You know what I'm most grateful for? I know now that I have *reclaimed* my body. I no longer race out of meetings looking for a place to smoke. I no longer leave early so that I can be sure and smoke before I get to the next stop. I don't stand out in the rain (and now, it won't be in the snow either), dragging in killing smoke as fast as I can, before I freeze to death. I don't have that URGENCY about me that *dictated* my life and how I handled myself from nicotine craving to craving. I get to do as I please, when I please and whatever I please. I have reclaimed *me*. Think about it. Oh man, the water works could start all over again when I think of this one. This is what is called FREEDOM. I own it now. Grateful almost seems like an understatement here but grateful I am.

Last and certainly not least is *all* of you. I am very grateful for all of you. In one way or another, each of you plays a part in my quit. If you are ahead of me, thank you for sticking around and continuing to be with me/us. When you share your picture of your success, that's what lights my/our way. Thank you so much for all of your encouragement too. It really does help. (My own personal guiding lights, Mr. T. and Ms. M, I was blessed when the Creator gave you to me. Thanks for hanging tough with me. I know it's not always been easy.) To those of you behind me... you remind me to pay attention and to keep myself aware of what I am about. You are just as important to me as any other folk in AS3. Thank you very much for keeping the word "support" in our AS3 newsgroup. That is critical to our success. Well, ....thank you. I am very grateful for you all.

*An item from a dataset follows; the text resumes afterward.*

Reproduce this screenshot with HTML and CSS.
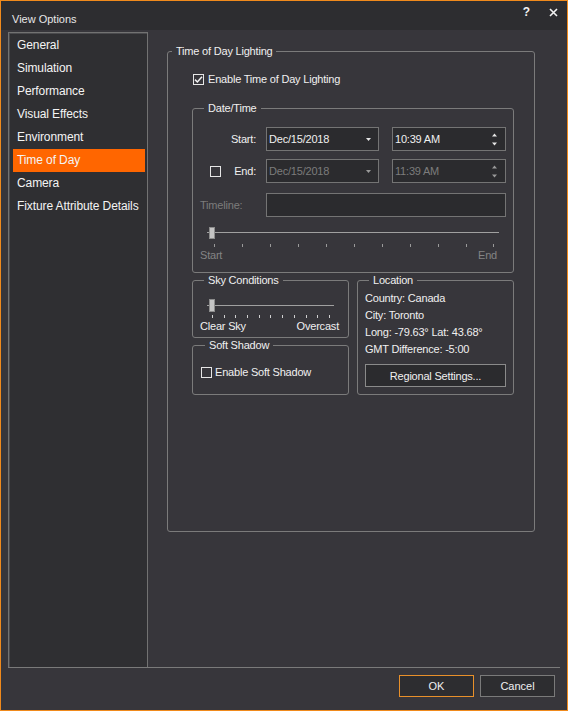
FILE: index.html
```html
<!DOCTYPE html>
<html lang="en">
<head>
    <meta charset="UTF-8">
    <title>View Options</title>
    <link rel="stylesheet" href="styles.css">
</head>
<body>
    <div class="window">
        <div class="titlebar">
            <span class="title">View Options</span>
            <div class="tb-actions">
                <span class="tb-btn help">?</span>
                <span class="tb-btn">
                    <svg width="9" height="9" viewBox="0 0 9 9"><path d="M1 1L8 8M8 1L1 8" stroke="#f2f2f2" stroke-width="1.6"/></svg>
                </span>
            </div>
        </div>

        <div class="main">
            <ul class="nav">
                <li>General</li>
                <li>Simulation</li>
                <li>Performance</li>
                <li>Visual Effects</li>
                <li>Environment</li>
                <li class="active">Time of Day</li>
                <li>Camera</li>
                <li>Fixture Attribute Details</li>
            </ul>

            <div class="page">
                <fieldset class="group outer">
                    <legend>Time of Day Lighting</legend>
                    <label class="check-row enable-row">
                        <span class="checkbox">
                            <svg width="9" height="9" viewBox="0 0 9 9"><path d="M1 4.6L3.4 7L8 1.8" fill="none" stroke="#f2f2f2" stroke-width="1.5"/></svg>
                        </span>
                        Enable Time of Day Lighting
                    </label>

                    <div class="inner">
                        <fieldset class="group datetime">
                            <legend>Date/Time</legend>

                            <div class="dt-row first">
                                <span class="dt-label">Start:</span>
                                <div class="field date">
                                    <span class="value">Dec/15/2018</span>
                                    <svg class="drop" width="5" height="3" viewBox="0 0 5 3"><path d="M0 0H5L2.5 3Z" fill="#e6e6e6"/></svg>
                                </div>
                                <div class="field time">
                                    <span class="value">10:39 AM</span>
                                    <svg class="spin" width="5" height="13" viewBox="0 0 5 13"><path d="M0 3.5H5L2.5 0.5Z M0 9.5H5L2.5 12.5Z" fill="#e6e6e6"/></svg>
                                </div>
                            </div>

                            <div class="dt-row">
                                <span class="dt-label end-label">
                                    <span class="checkbox"></span>
                                    <span class="end-text">End:</span>
                                </span>
                                <div class="field date disabled">
                                    <span class="value">Dec/15/2018</span>
                                    <svg class="drop" width="5" height="3" viewBox="0 0 5 3"><path d="M0 0H5L2.5 3Z" fill="#9a9a9a"/></svg>
                                </div>
                                <div class="field time disabled">
                                    <span class="value">11:39 AM</span>
                                    <svg class="spin" width="5" height="13" viewBox="0 0 5 13"><path d="M0 3.5H5L2.5 0.5Z M0 9.5H5L2.5 12.5Z" fill="#9a9a9a"/></svg>
                                </div>
                            </div>

                            <div class="dt-row timeline-row">
                                <span class="timeline-label">Timeline:</span>
                                <div class="field timeline"></div>
                            </div>

                            <svg class="slider time-slider" width="305" height="25" viewBox="0 0 305 25">
                                <line x1="7" y1="9.5" x2="299" y2="9.5" stroke="#a0a0a0"/>
                                <g stroke="#9a9a9a">
                                    <line x1="14.5" y1="21" x2="14.5" y2="24"/>
                                    <line x1="42.5" y1="21" x2="42.5" y2="24"/>
                                    <line x1="70.5" y1="21" x2="70.5" y2="24"/>
                                    <line x1="98.5" y1="21" x2="98.5" y2="24"/>
                                    <line x1="126.5" y1="21" x2="126.5" y2="24"/>
                                    <line x1="154.5" y1="21" x2="154.5" y2="24"/>
                                    <line x1="182.5" y1="21" x2="182.5" y2="24"/>
                                    <line x1="210.5" y1="21" x2="210.5" y2="24"/>
                                    <line x1="238.5" y1="21" x2="238.5" y2="24"/>
                                    <line x1="266.5" y1="21" x2="266.5" y2="24"/>
                                    <line x1="293.5" y1="21" x2="293.5" y2="24"/>
                                </g>
                                <rect x="9.5" y="4.5" width="5" height="11" fill="#c4c4c4" stroke="#8c8c8c"/>
                            </svg>
                            <div class="slider-labels time-labels">
                                <span>Start</span>
                                <span>End</span>
                            </div>
                        </fieldset>

                        <div class="split">
                            <div class="left-col">
                                <fieldset class="group sky">
                                    <legend>Sky Conditions</legend>
                                    <svg class="slider sky-slider" width="141" height="24" viewBox="0 0 141 24">
                                        <line x1="7" y1="10.5" x2="134" y2="10.5" stroke="#a0a0a0"/>
                                        <g stroke="#d0d0d0">
                                            <line x1="12.5" y1="20" x2="12.5" y2="23"/>
                                            <line x1="24.5" y1="20" x2="24.5" y2="23"/>
                                            <line x1="35.5" y1="20" x2="35.5" y2="23"/>
                                            <line x1="47.5" y1="20" x2="47.5" y2="23"/>
                                            <line x1="59.5" y1="20" x2="59.5" y2="23"/>
                                            <line x1="70.5" y1="20" x2="70.5" y2="23"/>
                                            <line x1="82.5" y1="20" x2="82.5" y2="23"/>
                                            <line x1="94.5" y1="20" x2="94.5" y2="23"/>
                                            <line x1="106.5" y1="20" x2="106.5" y2="23"/>
                                            <line x1="117.5" y1="20" x2="117.5" y2="23"/>
                                            <line x1="129.5" y1="20" x2="129.5" y2="23"/>
                                        </g>
                                        <rect x="9.5" y="4.5" width="5" height="12" fill="#c4c4c4" stroke="#8c8c8c"/>
                                    </svg>
                                    <div class="slider-labels sky-labels">
                                        <span>Clear Sky</span>
                                        <span>Overcast</span>
                                    </div>
                                </fieldset>

                                <fieldset class="group shadow">
                                    <legend>Soft Shadow</legend>
                                    <label class="check-row shadow-row">
                                        <span class="checkbox"></span>
                                        Enable Soft Shadow
                                    </label>
                                </fieldset>
                            </div>

                            <fieldset class="group location">
                                <legend>Location</legend>
                                <div class="loc-lines">
                                    <div>Country: Canada</div>
                                    <div>City: Toronto</div>
                                    <div>Long: -79.63° Lat: 43.68°</div>
                                    <div>GMT Difference: -5:00</div>
                                </div>
                                <button class="btn-regional">Regional Settings...</button>
                            </fieldset>
                        </div>
                    </div>
                </fieldset>
            </div>
        </div>

        <div class="footer">
            <button class="btn btn-ok">OK</button>
            <button class="btn">Cancel</button>
        </div>
    </div>
</body>
</html>
```

FILE: styles.css
```css
* {
    margin: 0;
    padding: 0;
    box-sizing: border-box;
}

body {
    background: #37363b;
    font-family: "Liberation Sans", Arial, sans-serif;
    font-size: 11px;
    color: #f0f0f0;
}

.window {
    width: 568px;
    height: 711px;
    border: 1px solid #f08a1c;
    background: #37363b;
    display: flex;
    flex-direction: column;
}

/* title bar */
.titlebar {
    height: 29px;
    background: #2d2d30;
    display: flex;
    flex-shrink: 0;
}

.title {
    padding: 11px 0 0 11px;
    line-height: 14px;
    color: #e8e8e8;
}

.tb-actions {
    margin-left: auto;
    display: flex;
}

.tb-btn {
    width: 27px;
    height: 22px;
    display: flex;
    align-items: center;
    justify-content: center;
    color: #f2f2f2;
}

.tb-btn.help {
    font-size: 12px;
    font-weight: bold;
}

/* body */
.main {
    flex: 1;
    display: flex;
    padding: 2px 0 0 7px;
}

.nav {
    width: 140px;
    list-style: none;
    background: #2f2f32;
    border: 1px solid #727272;
    border-bottom: none;
    box-shadow: inset 1px 1px 0 #4a4a4d;
    padding: 1px 2px 0 4px;
    font-size: 12px;
    letter-spacing: -0.1px;
}

.nav li {
    height: 23px;
    line-height: 23px;
    padding-left: 4px;
    color: #f4f4f4;
    white-space: nowrap;
}

.nav li.active {
    background: #ff6600;
}

.page {
    flex: 1;
    padding: 12px 0 0 19px;
    letter-spacing: -0.2px;
}

/* group boxes */
.group {
    border: 1px solid #7b7b7b;
    border-radius: 3px;
    padding: 0;
}

.group legend {
    margin-left: 4px;
    padding: 0 4px;
    line-height: 14px;
}

.outer {
    width: 368px;
    height: 488px;
}

.check-row {
    display: flex;
    align-items: center;
    height: 14px;
    line-height: 14px;
}

.checkbox {
    width: 11px;
    height: 11px;
    border: 1px solid #e6e6e6;
    display: flex;
    align-items: center;
    justify-content: center;
    flex-shrink: 0;
}

.enable-row {
    margin: 14px 0 0 25px;
    gap: 4px;
}

.inner {
    margin: 15px 0 0 24px;
    width: 322px;
}

/* date / time */
.datetime {
    width: 322px;
    padding: 0 6px 10px 7px;
}

.dt-row {
    display: flex;
    align-items: center;
    height: 24px;
    margin-top: 8px;
}

.dt-row.first {
    margin-top: 12px;
}

.dt-row.timeline-row {
    margin-top: 10px;
}

.dt-label {
    width: 56px;
    text-align: right;
    flex-shrink: 0;
}

.end-label {
    display: flex;
    align-items: center;
}

.end-label .checkbox {
    margin-left: 10px;
}

.end-text {
    margin-left: auto;
}

.timeline-label {
    width: 66px;
    color: #7c7c7c;
    flex-shrink: 0;
}

.field {
    height: 24px;
    border: 1px solid #747474;
    background: #2b2b2e;
    display: flex;
    align-items: center;
    padding-left: 2px;
}

.field .value {
    flex: 1;
}

.field.date {
    width: 113px;
    margin-left: 10px;
}

.field.time {
    width: 114px;
    margin-left: 13px;
}

.field.timeline {
    width: 240px;
}

.field.disabled {
    color: #7c7c7c;
}

.drop {
    margin-right: 7px;
}

.spin {
    margin-right: 8px;
}

.slider {
    display: block;
}

.time-slider {
    margin-top: 6px;
}

.slider-labels {
    display: flex;
    justify-content: space-between;
    line-height: 14px;
}

.time-labels {
    width: 297px;
    color: #848484;
}

/* lower groups */
.split {
    display: flex;
    gap: 8px;
}

.left-col {
    width: 157px;
    display: flex;
    flex-direction: column;
}

.sky {
    padding: 0 6px 4px 7px;
}

.sky-slider {
    margin-top: 8px;
}

.sky-labels {
    width: 139px;
}

.shadow {
    flex: 1;
    padding: 0 6px 0 8px;
}

.shadow-row {
    margin-top: 13px;
    gap: 3px;
}

.location {
    width: 157px;
    padding: 0 7px 7px 7px;
}

.loc-lines {
    margin-top: 3px;
    line-height: 17px;
}

.btn-regional {
    display: block;
    width: 141px;
    height: 23px;
    margin-top: 6px;
    border: 1px solid #8a8a8a;
    background: #2b2b2e;
    color: #f0f0f0;
    font-family: inherit;
    font-size: 11px;
    letter-spacing: -0.2px;
}

/* footer */
.footer {
    height: 43px;
    flex-shrink: 0;
    margin: 0 7px;
    border-top: 1px solid #7a7a7a;
    display: flex;
    justify-content: flex-end;
    gap: 6px;
    padding: 7px 5px 0 0;
}

.btn {
    width: 75px;
    height: 22px;
    border: 1px solid #7a7a7a;
    background: #2d2d30;
    color: #f0f0f0;
    font-family: inherit;
    font-size: 11px;
}

.btn-ok {
    border-color: #e8902a;
}
```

Now, my fellow 5/25'ers.... Franz, Harry, Map, Mark, and sweet Sister Selma, let's take a bow.... We reached this milestone together, through thick and thin, through the most intense cravings and urges, through the nightmares and smoking dreams, through the apples and the jolly ranchers, with the loss of one and the regaining of him shortly (oh, yes!), through the tears and the many group hugs; I can't imagine what it would have been like without you guys to share this incredible journey with. We are 1/3 Old Farts! Yippee!!! We deserve this place of a quit that finally fits. Aho.

Yukpa hashi ------->>>>>>>> passing the talking stick
Pat/Laughing Moon/Gaire Solas/Yareakh Tzokheq/budette

There is no cure for birth or death save to enjoy the interval.